Visões Noturnas é o primeiro livro do escritor Maurício Caldeira e reúne doze contos de terror e suspense. No entanto, diferentemente de alguns livros e filmes sobre o assunto, que tentam impor o medo e a angústia com histórias forçadas e apelativas, o livro de Maurício assusta e surpreende pela forma singela com que foi escrito. O autor usa de palavras simples e de um texto extremamente bem construído - os cenários são descritos com inúmeros detalhes e as suas angústias e medos dos personagens são apresentadas aos poucos, o que além de contribuir para a riqueza da história, aumenta o suspense e a curiosidade do leitor.
Com narrativas em primeira e em terceira pessoa, todos os contos são igualmente envolventes.

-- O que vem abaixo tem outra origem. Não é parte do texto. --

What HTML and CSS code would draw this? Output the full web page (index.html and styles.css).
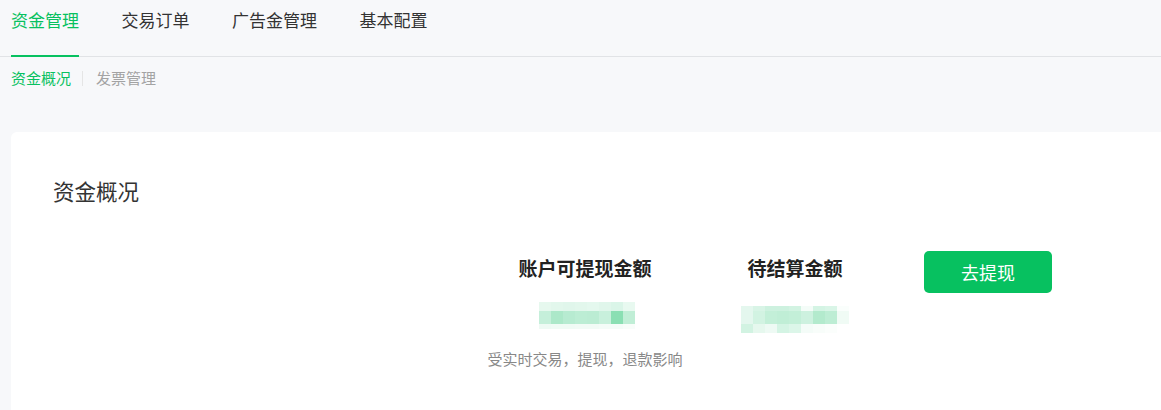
FILE: index.html
```html
<!DOCTYPE html>
<html lang="zh-CN">
<head>
<meta charset="utf-8">
<title>资金管理</title>
<link rel="stylesheet" href="styles.css">
</head>
<body>
<div class="page">
  <nav class="tabs">
    <a class="tab active">资金管理</a>
    <a class="tab">交易订单</a>
    <a class="tab">广告金管理</a>
    <a class="tab">基本配置</a>
  </nav>
  <div class="subtabs">
    <a class="subtab active">资金概况</a>
    <span class="sep"></span>
    <a class="subtab">发票管理</a>
  </div>
  <section class="card">
    <h2 class="card-title">资金概况</h2>
    <div class="stats">
      <div class="stat">
        <div class="stat-label">账户可提现金额</div>
        <div class="blur blur-a">
          <i style="background:#e6f8ee"></i><i style="background:#e2f7ec"></i><i style="background:#e0f6eb"></i><i style="background:#e2f7ec"></i><i style="background:#e4f8ee"></i><i style="background:#e0f6eb"></i><i style="background:#daf5e8"></i><i style="background:#e8f9f0"></i>
          <i style="background:#c5efda"></i><i style="background:#ace8c9"></i><i style="background:#b7ebd1"></i><i style="background:#bcedd4"></i><i style="background:#bbecd3"></i><i style="background:#c8f0dc"></i><i style="background:#8adfb3"></i><i style="background:#c0eed6"></i>
          <i style="background:#eefaf4"></i><i style="background:#f0fbf5"></i><i style="background:#f0fbf5"></i><i style="background:#f2fbf6"></i><i style="background:#f2fbf6"></i><i style="background:#f4fcf8"></i><i style="background:#f4fcf8"></i><i style="background:#f8fdfa"></i>
        </div>
        <div class="stat-note">受实时交易，提现，退款影响</div>
      </div>
      <div class="stat">
        <div class="stat-label">待结算金额</div>
        <div class="blur blur-b">
          <i style="background:#e4f7ee"></i><i style="background:#d8f4e6"></i><i style="background:#cdf1df"></i><i style="background:#cdf1df"></i><i style="background:#d2f3e2"></i><i style="background:#f4fcf8"></i><i style="background:#d4f4e4"></i><i style="background:#d9f5e7"></i><i style="background:#fafefc"></i>
          <i style="background:#e4f7ee"></i><i style="background:#d2f3e2"></i><i style="background:#c3efd8"></i><i style="background:#c0eed6"></i><i style="background:#c3efd8"></i><i style="background:#cdf1df"></i><i style="background:#b3eacd"></i><i style="background:#bdedd4"></i><i style="background:#f0fbf5"></i>
          <i style="background:#d2f3e2"></i><i style="background:#e6f8ee"></i><i style="background:#eefaf4"></i><i style="background:#d4f4e4"></i><i style="background:#dcf6e9"></i><i style="background:#f4fcf8"></i><i style="background:#f8fdfa"></i><i style="background:#fbfefc"></i><i style="background:#fff"></i>
        </div>
      </div>
      <button class="btn-withdraw">去提现</button>
    </div>
  </section>
</div>
</body>
</html>
```

FILE: styles.css
```css
* { box-sizing: border-box; }
html, body { margin: 0; padding: 0; }
body {
  background: #f7f8fa;
  font-family: "Noto Sans CJK SC", "Noto Sans", sans-serif;
  color: #333;
  overflow: hidden;
}
.page { padding: 0 0 0 11px; }

.tabs {
  display: flex;
  gap: 42.5px;
  height: 57px;
  border-bottom: 1px solid #e1e3e6;
  margin-left: -11px;
  padding-left: 11px;
}
.tab {
  font-size: 17px;
  line-height: 40px;
  height: 57px;
  margin-bottom: -1px;
  border-bottom: 2px solid transparent;
  color: #333;
  cursor: pointer;
}
.tab.active { color: #07c160; border-bottom-color: #07c160; }

.subtabs {
  display: flex;
  align-items: center;
  margin-top: 11px;
  height: 20px;
}
.subtab { font-size: 15px; line-height: 20px; color: #a3a3a3; }
.subtab.active { color: #07c160; }
.sep { width: 1px; height: 15px; background: #e5e5e5; margin: 0 13px 0 11px; }

.card {
  margin-top: 44px;
  margin-right: -30px;
  background: #fff;
  border-radius: 6px 0 0 0;
  padding: 44px 0 0 42px;
  height: 278px;
}
.card-title {
  margin: 0;
  font-size: 21.5px;
  font-weight: 400;
  line-height: 30px;
  color: #333;
}
.stats {
  display: flex;
  align-items: flex-start;
  margin-top: 49px;
  margin-left: 427px;
}
.stat { width: 210px; display: flex; flex-direction: column; align-items: center; }
.stat-label { font-size: 19px; font-weight: 700; line-height: 26px; color: #222; }
.blur { display: grid; margin-top: 21px; }
.blur i { display: block; }
.blur-a { grid-template-columns: repeat(8, 12px); grid-template-rows: 9px 13px 5px; margin-left: 3px; }
.blur-b { grid-template-columns: repeat(9, 12px); grid-template-rows: 5px 13px 9px; margin-top: 25px; }
.stat-note { margin-top: 20px; font-size: 15px; line-height: 20px; color: #888; }

.btn-withdraw {
  margin-left: 24px;
  margin-top: -4px;
  width: 128px;
  height: 42px;
  border: 0;
  border-radius: 5px;
  background: #07c160;
  color: #fff;
  font-family: inherit;
  font-size: 18px;
  cursor: pointer;
}
```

Uma questão interessante nesta coletânea é que vários temores foram abordados: cemitério, morte, suicídio, solidão, bichos de pelúcia etc. Esta diversidade de assuntos, além de comprovar a capacidade de criação do escritor, que não se limita a um contexto único em suas histórias, condiz com uma parte da introdução do livro, em que ele menciona que "o terror está em cada canto".
Entre todos os contos do livro, três despertaram a minha atenção de forma especial: "Alta", "A Casa da Infância" e "A Força do Hábito".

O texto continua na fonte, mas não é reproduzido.